Point is, I'm ok with the occasional narrative box - this isn't a TV show, after all, though nor do I necessarily miss the old days when somebody like a John Byrne might have had the panels filled as much with words as art, and I'm very much a words kind of guy - but here, and to better observe the convention Miller had already established, a simple "Later" would have done the trick (they did just this last issue). A small detail, perhaps, but the sort of thing that distracts nonetheless. Maybe they are preparing us for more, and more regularly, to come? Hope not - one of the things I like best about the completely unrelated Walking Dead book is its complete lack of captions and narrative exposition. So much better to keep you in the action.

4Art - 4: I continue not to have much in the way of complaint regarding the artwork - it's generally pro-grade and effective, if not especially original or otherwise ground-breaking. Of all the likenesses, especially neither Chloe nor Lois look much at all like Alison Mack and Erica Durance, but frankly I don't really care about this.

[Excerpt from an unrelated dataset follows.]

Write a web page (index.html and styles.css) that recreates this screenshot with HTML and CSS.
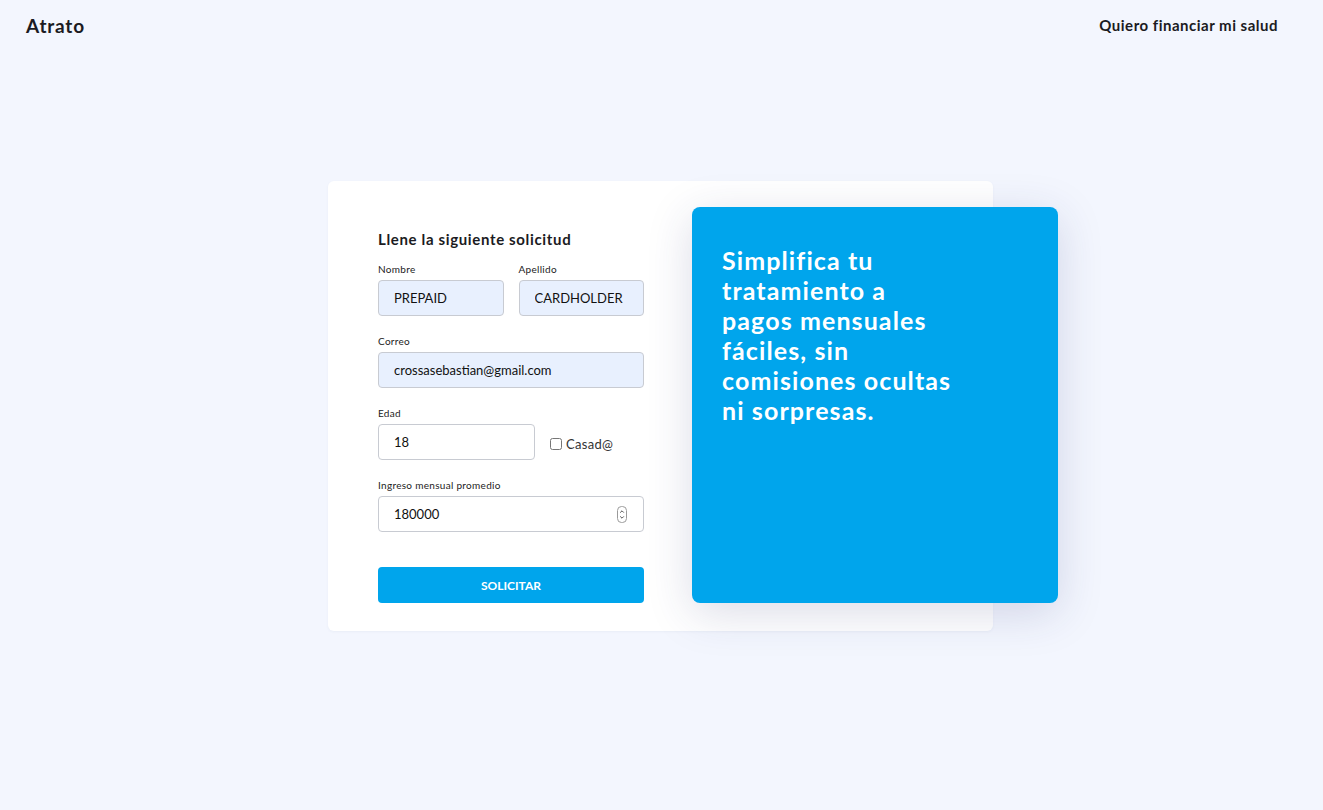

Of special note in this issue is the full-page panel of the would-be smuggler lying on the ground debilitated by Green Arrow's stun darts (or whatever you want to call them). Good use of color and frame.

That said, I am finding the sound effects to be overwrought and distracting. I didn't need to hear General Lane sipping his coffee last issue, and the "TUN-NUN-NUN-NUN-NUN" when Green Arrow's arrow arrives on the scene this week could have done with a "nun" or two fewer. (I don't even want to mention the "Clickety-clack-clickety-clack" of keyboards this week and last.) Done well, sound effects can greatly enhance the comic book reading experience; here, I'm feeling like we're still working out the balance.